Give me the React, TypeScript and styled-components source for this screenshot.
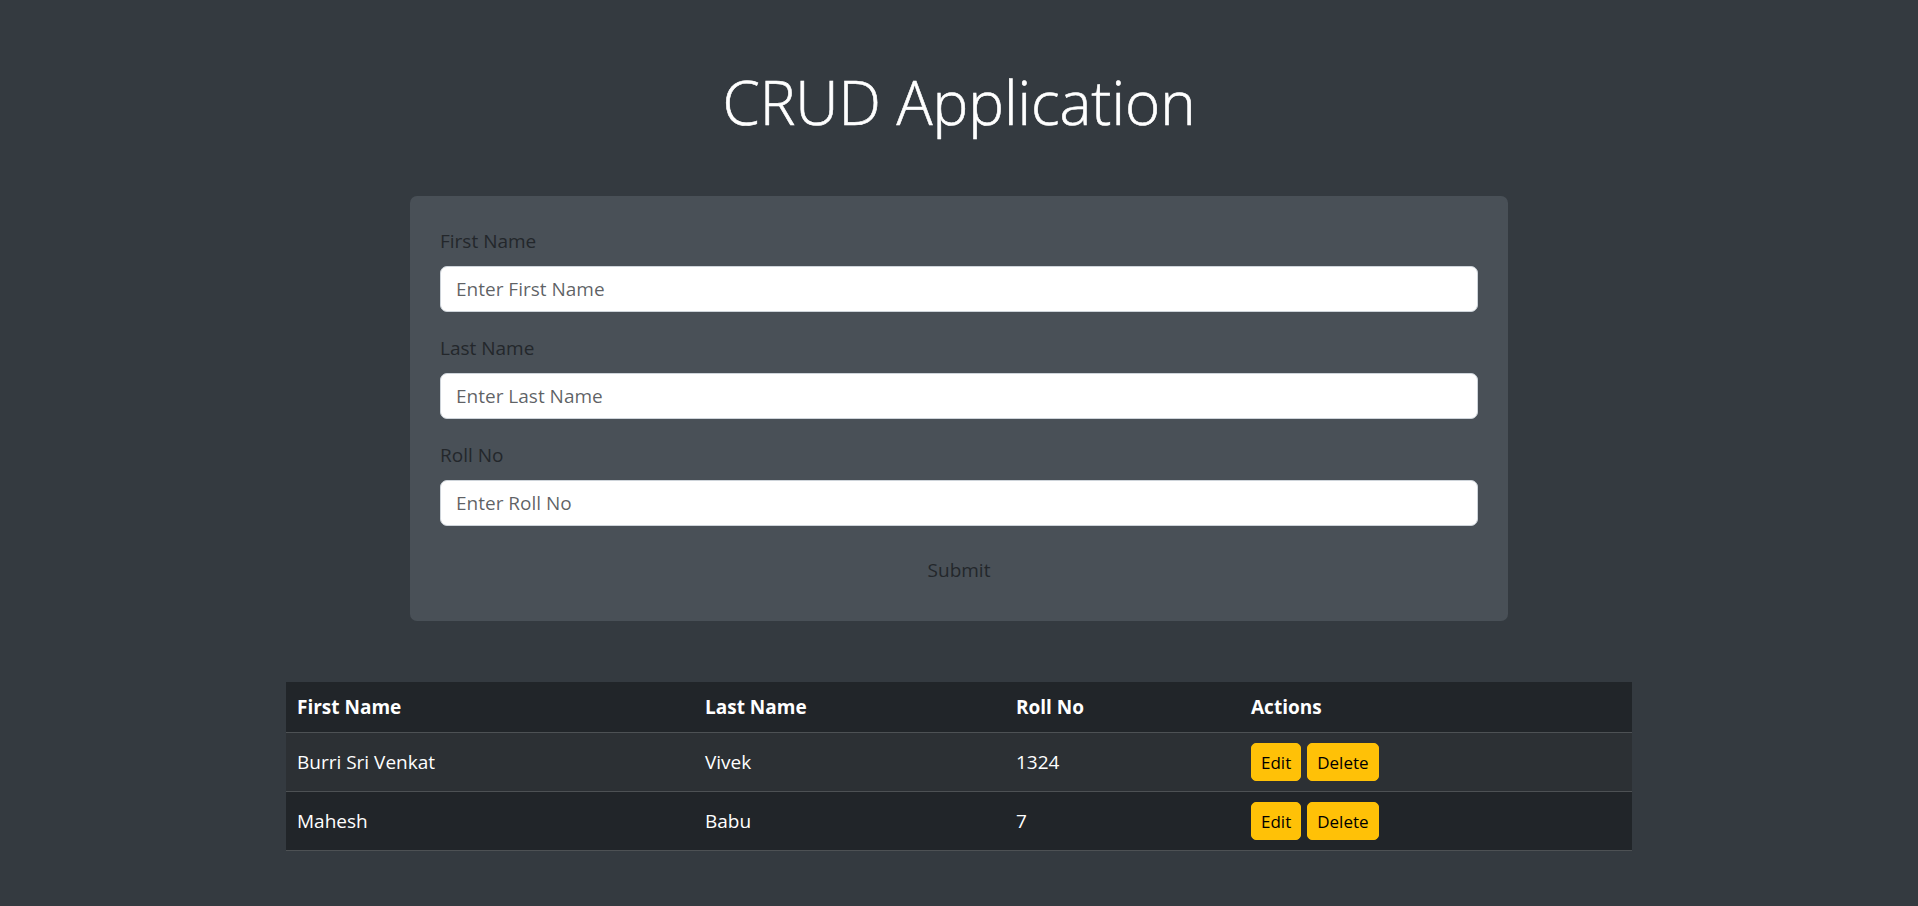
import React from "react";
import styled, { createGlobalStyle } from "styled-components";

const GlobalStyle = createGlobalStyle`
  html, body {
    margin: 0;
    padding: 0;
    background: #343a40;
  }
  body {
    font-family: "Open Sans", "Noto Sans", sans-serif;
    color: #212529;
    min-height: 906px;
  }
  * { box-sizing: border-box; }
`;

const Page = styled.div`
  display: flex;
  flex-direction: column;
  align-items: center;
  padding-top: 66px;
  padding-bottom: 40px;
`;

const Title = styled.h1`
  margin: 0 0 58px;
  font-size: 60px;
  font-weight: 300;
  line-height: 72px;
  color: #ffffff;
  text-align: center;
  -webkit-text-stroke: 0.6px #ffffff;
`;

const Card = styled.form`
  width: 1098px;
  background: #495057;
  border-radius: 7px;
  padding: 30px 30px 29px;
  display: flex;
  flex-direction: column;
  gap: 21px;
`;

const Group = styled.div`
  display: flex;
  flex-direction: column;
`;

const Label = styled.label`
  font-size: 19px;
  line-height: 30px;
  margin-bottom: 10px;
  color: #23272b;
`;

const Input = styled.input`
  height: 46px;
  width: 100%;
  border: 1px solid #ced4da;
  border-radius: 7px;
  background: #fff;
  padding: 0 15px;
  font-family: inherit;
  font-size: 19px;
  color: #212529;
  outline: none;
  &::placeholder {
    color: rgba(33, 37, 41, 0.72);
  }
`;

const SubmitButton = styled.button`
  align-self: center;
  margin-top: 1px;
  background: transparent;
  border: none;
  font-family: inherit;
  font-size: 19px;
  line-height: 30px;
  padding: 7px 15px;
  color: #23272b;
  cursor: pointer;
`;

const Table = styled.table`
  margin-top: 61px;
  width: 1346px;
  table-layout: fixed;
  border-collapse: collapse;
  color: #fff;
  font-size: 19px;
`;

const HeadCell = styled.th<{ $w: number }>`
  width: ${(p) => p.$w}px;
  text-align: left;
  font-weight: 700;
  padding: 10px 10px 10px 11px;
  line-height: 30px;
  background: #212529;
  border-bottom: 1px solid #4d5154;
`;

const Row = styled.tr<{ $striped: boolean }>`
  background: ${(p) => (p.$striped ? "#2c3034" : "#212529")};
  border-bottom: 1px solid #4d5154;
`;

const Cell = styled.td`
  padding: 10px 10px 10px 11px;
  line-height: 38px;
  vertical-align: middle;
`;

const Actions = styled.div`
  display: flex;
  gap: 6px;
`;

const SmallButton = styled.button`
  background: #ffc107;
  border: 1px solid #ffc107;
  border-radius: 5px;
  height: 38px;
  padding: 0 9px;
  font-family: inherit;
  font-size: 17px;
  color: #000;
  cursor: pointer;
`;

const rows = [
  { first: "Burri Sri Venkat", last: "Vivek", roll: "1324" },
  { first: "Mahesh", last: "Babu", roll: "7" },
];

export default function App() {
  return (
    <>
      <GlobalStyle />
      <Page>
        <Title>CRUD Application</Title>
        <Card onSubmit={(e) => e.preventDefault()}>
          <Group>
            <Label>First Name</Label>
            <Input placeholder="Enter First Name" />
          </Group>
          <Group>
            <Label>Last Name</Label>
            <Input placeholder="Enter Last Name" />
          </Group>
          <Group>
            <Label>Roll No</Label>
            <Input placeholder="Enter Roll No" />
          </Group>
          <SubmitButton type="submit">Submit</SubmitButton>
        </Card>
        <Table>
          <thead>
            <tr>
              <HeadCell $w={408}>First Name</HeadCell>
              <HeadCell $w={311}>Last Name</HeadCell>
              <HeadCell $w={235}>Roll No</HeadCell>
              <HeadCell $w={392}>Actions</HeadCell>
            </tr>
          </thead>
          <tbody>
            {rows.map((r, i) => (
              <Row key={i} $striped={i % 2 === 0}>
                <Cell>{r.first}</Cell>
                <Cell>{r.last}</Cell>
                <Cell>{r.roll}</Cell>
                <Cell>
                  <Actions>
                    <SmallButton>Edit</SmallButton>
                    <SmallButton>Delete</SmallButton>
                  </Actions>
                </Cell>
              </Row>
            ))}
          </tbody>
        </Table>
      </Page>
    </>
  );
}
==*==
Objective: Except for the pictures, print the data above exactly.

Answer to the exercise:
Give me the React, TypeScript and styled-components source for this screenshot.
import React from "react";
import styled, { createGlobalStyle } from "styled-components";

const GlobalStyle = createGlobalStyle`
  html, body {
    margin: 0;
    padding: 0;
    background: #343a40;
  }
  body {
    font-family: "Open Sans", "Noto Sans", sans-serif;
    color: #212529;
    min-height: 906px;
  }
  * { box-sizing: border-box; }
`;

const Page = styled.div`
  display: flex;
  flex-direction: column;
  align-items: center;
  padding-top: 66px;
  padding-bottom: 40px;
`;

const Title = styled.h1`
  margin: 0 0 58px;
  font-size: 60px;
  font-weight: 300;
  line-height: 72px;
  color: #ffffff;
  text-align: center;
  -webkit-text-stroke: 0.6px #ffffff;
`;

const Card = styled.form`
  width: 1098px;
  background: #495057;
  border-radius: 7px;
  padding: 30px 30px 29px;
  display: flex;
  flex-direction: column;
  gap: 21px;
`;

const Group = styled.div`
  display: flex;
  flex-direction: column;
`;

const Label = styled.label`
  font-size: 19px;
  line-height: 30px;
  margin-bottom: 10px;
  color: #23272b;
`;

const Input = styled.input`
  height: 46px;
  width: 100%;
  border: 1px solid #ced4da;
  border-radius: 7px;
  background: #fff;
  padding: 0 15px;
  font-family: inherit;
  font-size: 19px;
  color: #212529;
  outline: none;
  &::placeholder {
    color: rgba(33, 37, 41, 0.72);
  }
`;

const SubmitButton = styled.button`
  align-self: center;
  margin-top: 1px;
  background: transparent;
  border: none;
  font-family: inherit;
  font-size: 19px;
  line-height: 30px;
  padding: 7px 15px;
  color: #23272b;
  cursor: pointer;
`;

const Table = styled.table`
  margin-top: 61px;
  width: 1346px;
  table-layout: fixed;
  border-collapse: collapse;
  color: #fff;
  font-size: 19px;
`;

const HeadCell = styled.th<{ $w: number }>`
  width: ${(p) => p.$w}px;
  text-align: left;
  font-weight: 700;
  padding: 10px 10px 10px 11px;
  line-height: 30px;
  background: #212529;
  border-bottom: 1px solid #4d5154;
`;

const Row = styled.tr<{ $striped: boolean }>`
  background: ${(p) => (p.$striped ? "#2c3034" : "#212529")};
  border-bottom: 1px solid #4d5154;
`;

const Cell = styled.td`
  padding: 10px 10px 10px 11px;
  line-height: 38px;
  vertical-align: middle;
`;

const Actions = styled.div`
  display: flex;
  gap: 6px;
`;

const SmallButton = styled.button`
  background: #ffc107;
  border: 1px solid #ffc107;
  border-radius: 5px;
  height: 38px;
  padding: 0 9px;
  font-family: inherit;
  font-size: 17px;
  color: #000;
  cursor: pointer;
`;

const rows = [
  { first: "Burri Sri Venkat", last: "Vivek", roll: "1324" },
  { first: "Mahesh", last: "Babu", roll: "7" },
];

export default function App() {
  return (
    <>
      <GlobalStyle />
      <Page>
        <Title>CRUD Application</Title>
        <Card onSubmit={(e) => e.preventDefault()}>
          <Group>
            <Label>First Name</Label>
            <Input placeholder="Enter First Name" />
          </Group>
          <Group>
            <Label>Last Name</Label>
            <Input placeholder="Enter Last Name" />
          </Group>
          <Group>
            <Label>Roll No</Label>
            <Input placeholder="Enter Roll No" />
          </Group>
          <SubmitButton type="submit">Submit</SubmitButton>
        </Card>
        <Table>
          <thead>
            <tr>
              <HeadCell $w={408}>First Name</HeadCell>
              <HeadCell $w={311}>Last Name</HeadCell>
              <HeadCell $w={235}>Roll No</HeadCell>
              <HeadCell $w={392}>Actions</HeadCell>
            </tr>
          </thead>
          <tbody>
            {rows.map((r, i) => (
              <Row key={i} $striped={i % 2 === 0}>
                <Cell>{r.first}</Cell>
                <Cell>{r.last}</Cell>
                <Cell>{r.roll}</Cell>
                <Cell>
                  <Actions>
                    <SmallButton>Edit</SmallButton>
                    <SmallButton>Delete</SmallButton>
                  </Actions>
                </Cell>
              </Row>
            ))}
          </tbody>
        </Table>
      </Page>
    </>
  );
}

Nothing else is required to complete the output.